Rhinehart ingested nothing but Soylent and water for a month, making himself the guinea pig in an ongoing scientific experiment. He monitored his weight and drew blood daily to test for several important nutritional markers, fine-tuning the Soylent recipe as he went along to ensure he was getting the right balance of nutrients. At one point, his potassium level rose and his heart rate with it; he felt faint, so he reduced the concentration of potassium in the shake. When he began to lose weight, he drank more of it. The formulation cost $154.82 a month, plus shipping for the ingredients; previously, grocery shopping and eating out had cost him close to $500 per month. Pitching this combination of economy, nutrition, and time-saving helped him raise $1.5 million in a Kickstarter fund-raising appeal. He won another $1.5-million infusion of venture capital from Silicon Valley entrepreneurs to help bring Soylent to market.
Chemically, Soylent was not much different from the nutrient concoctions used in feeding tubes for decades.
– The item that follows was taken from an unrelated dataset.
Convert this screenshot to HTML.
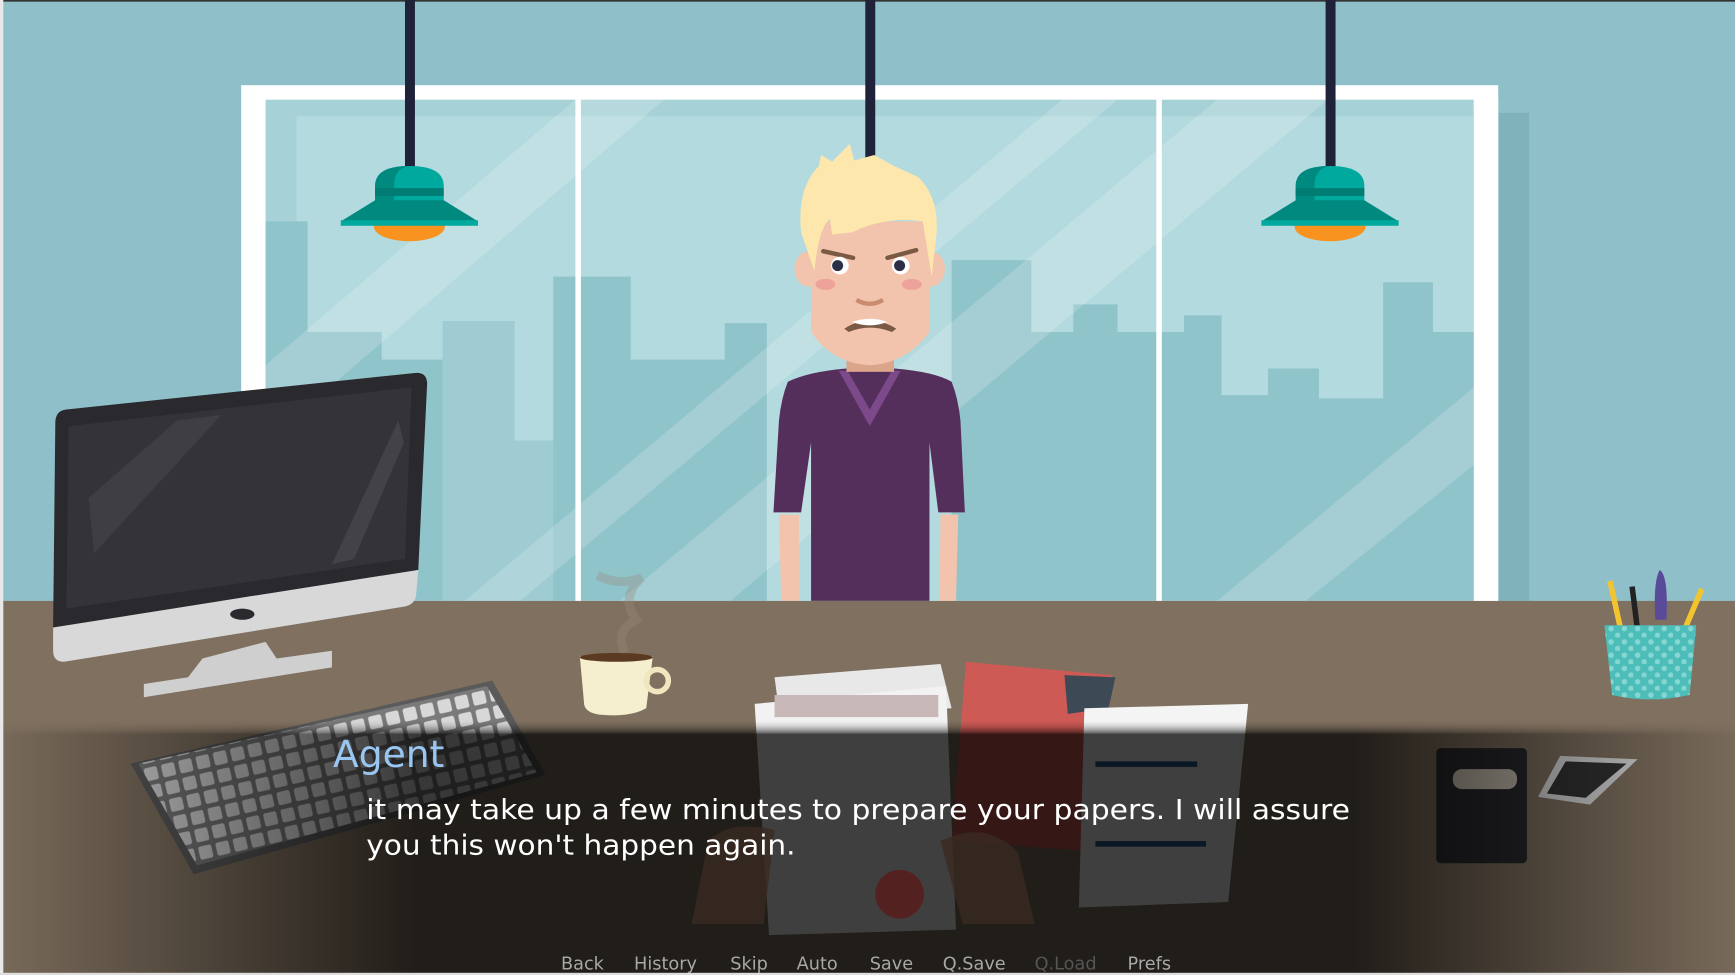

Nor did Rhinehart's self-experimentation show much about how other people, let alone masses of consumers, would respond to a Soylent diet. But its effects on his food and flavor experiences were revealing. He felt sharper. He was never hungry, and no longer craved the junk food he had occasionally binged on before. Meeting the body's nutritional needs so precisely, Rhinehart thought, had addressed the central problem of the junk food age, offering relief from the body's constantly over-revved cycles of craving and gratificationâa kind of biological reset. But then the monotony problem struck; bland shakes became a chore to drink. After his initial experiment, Rhinehart continued drinking them, but also allowed himself to indulge in old-fashioned eating and drinking a couple of times a week. He spiked his shakes with vodka. He ate sushi
regularly, and came to appreciate its delicate flavors and the craft of the sushi chef, which he now took the time to observe. Only by giving up food was he able to appreciate it.
The apotheosis of this food trend, perhaps decades away or longer, is virtual flavor. When Nimesha Ranasinghe, a computer scientist in Singapore, studied virtual realities, he noticed something missing. Sophisticated head- and handsets could trick the eyes, ears, and even the skin into a feeling of immersion in a fabricated digital space: a spaceship, an alien world, ancient Rome. But without flavors, virtual reality would always be an incomplete and impoverished experience. Ranasinghe took a variant of the tongue electrodes used by Nestlé's scientists and experimented with them to see if he could create tastes out of nothing but a mild electric current. He made a device he named the “digital lollipop”: a small sphere containing one electrode rests on the tongue; a second electrode is in contact with the tongue's underside.